Each 32-bit floating-point, scalar SP can be set to work on any thread and in single-precision mode issue two instructions per clock. Ramping it up to double-precision (64-bit), the architecture doesn't support it natively. Rather, it has to use its 32-bit SPs, run over a number of cycles that aggregate output, but ATI reckons RV770 is still good for one-fifth of single-precision throughput. That's a lot of FLOPS, and we'll come back to this later.
Coming back to deployment, every core's SIMDs are fed by their own instruction set.

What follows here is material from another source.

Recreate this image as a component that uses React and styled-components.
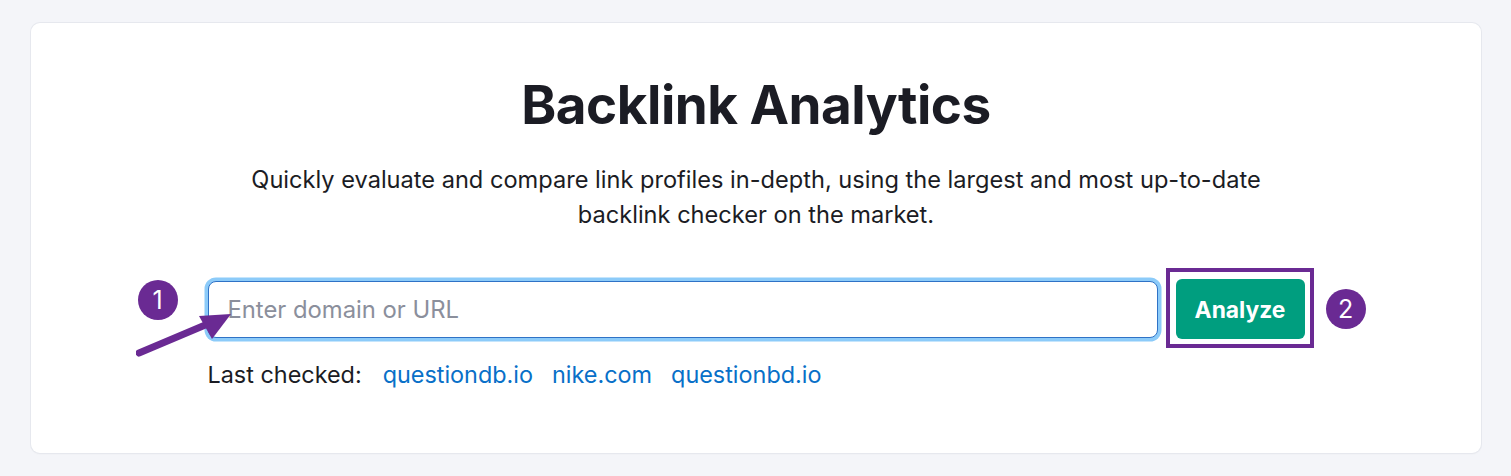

The SIMDs can now use the calculations of another SIMD, in the same core, to better-improve overall performance, thanks to the per-core 16KiB cache - sat between the SPs and texture units. As the name suggests, it's a local store that all SIMDs have access to, thus keeping everything ticking along at near-100 per cent efficiency. A separate global data cache, accessed by the data request bus, helps keep GPU-wide SIMDs in order, too.
How has ATI managed to include 800 SPs - an increase of 250 per cent over RV670 - with a die-size increase of 'only' 35 per cent? Each SP has undergone a rigorous diet, for 40 per cent less die space. ATI wouldn't divulge details of just how this crash diet was achieved without performance compromise.
The SPs are now more efficient in a couple of ways. Firstly, they now have granular clock-gating technology, which means that SPs can be turned to idle when no work is occurring and switched to full-active mode, quicker, when there's work to be done. Secondly, they include what's termed integer bit shift operations, useful for video processing - transcoding in particular - and fixed-point-type processing, and ATI reckons the RV770 architecture is some 12.5x faster than RV670 in this respect.